The trial has been widely seen as an attack on free speech and, yet again, raises questions about the ability of the far right to use Italy’s bizarre legal code to gag their critics. The case is even more fraught because Meloni was the leader of the ultra-right Brothers of Italy party then but is now also the country’s prime minister. If found guilty, Saviano faces a potential jail sentence. But the writer is no ordinary target. Since 2006 he has been under sentence of death from the Camorra, Naples’ number one crime organisation, after he published Gomorrah, a book that challenged the clan’s silent grip on much of southern Italy.
The title comes from anti-Camorra Catholic priest Giuseppe Diana in 1994, who was murdered for his courage: “The time has come to stop being a Gomorrah.”
Saviano faces calls from Meloni’s camp to cut his police protection. In plain English, by criticising Meloni he may end up being murdered by the very gangsters the writer says are in secret association with the far right. He faces a second trial for criticising Meloni’s coalition partner, Matteo Salvini, in the same TV interview: this case is already grinding its way through the courts.
Saviano told The Observer: “There was a dramatic, tragic shipwreck… A baby was drowned. But from Meloni and Salvini came ferocious and inhuman anti-migrant propaganda. In the light of this, and the libel charge, do you really think mine were such offensive words?”
PEN’s President Burhan Sonmez has written to the prime minister calling on her to drop the trial. He wrote: “Despite calls by Italy’s Constitutional Court to undertake a comprehensive review of criminal defamation laws, journalists and writers are still liable to prison sentences in case of defamation through the press. Criminal defamation lawsuits exhaust their victims. They rob them of their time, of their money, of their vital energy. Crucially, they are punitive and can lead to self-censorship and discourage the investigative journalism that is so necessary in a healthy and functioning democracy.”
Thus far there has been no response from the prime minister’s office to PEN’s letter but Meloni has given no signs of backing down. She said three days ago: “On that boat were migrants, not shipwrecked people.

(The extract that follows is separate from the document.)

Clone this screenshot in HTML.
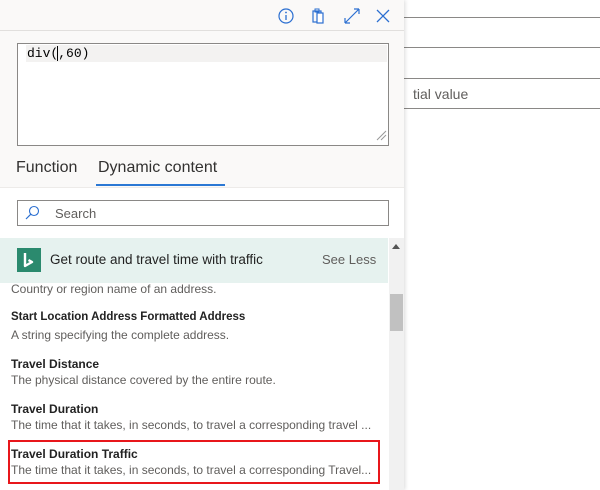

People boarded those ships in international waters … The ship that took them in its charge was equipped to accommodate them and provide for all their reception needs…The banana republic in which citizens are so vexed but which is so popular on the left is over.”
What the prime minister fails to realise is that, along with the case brought by her, Italy’s standing as a civilised democracy is on trial too.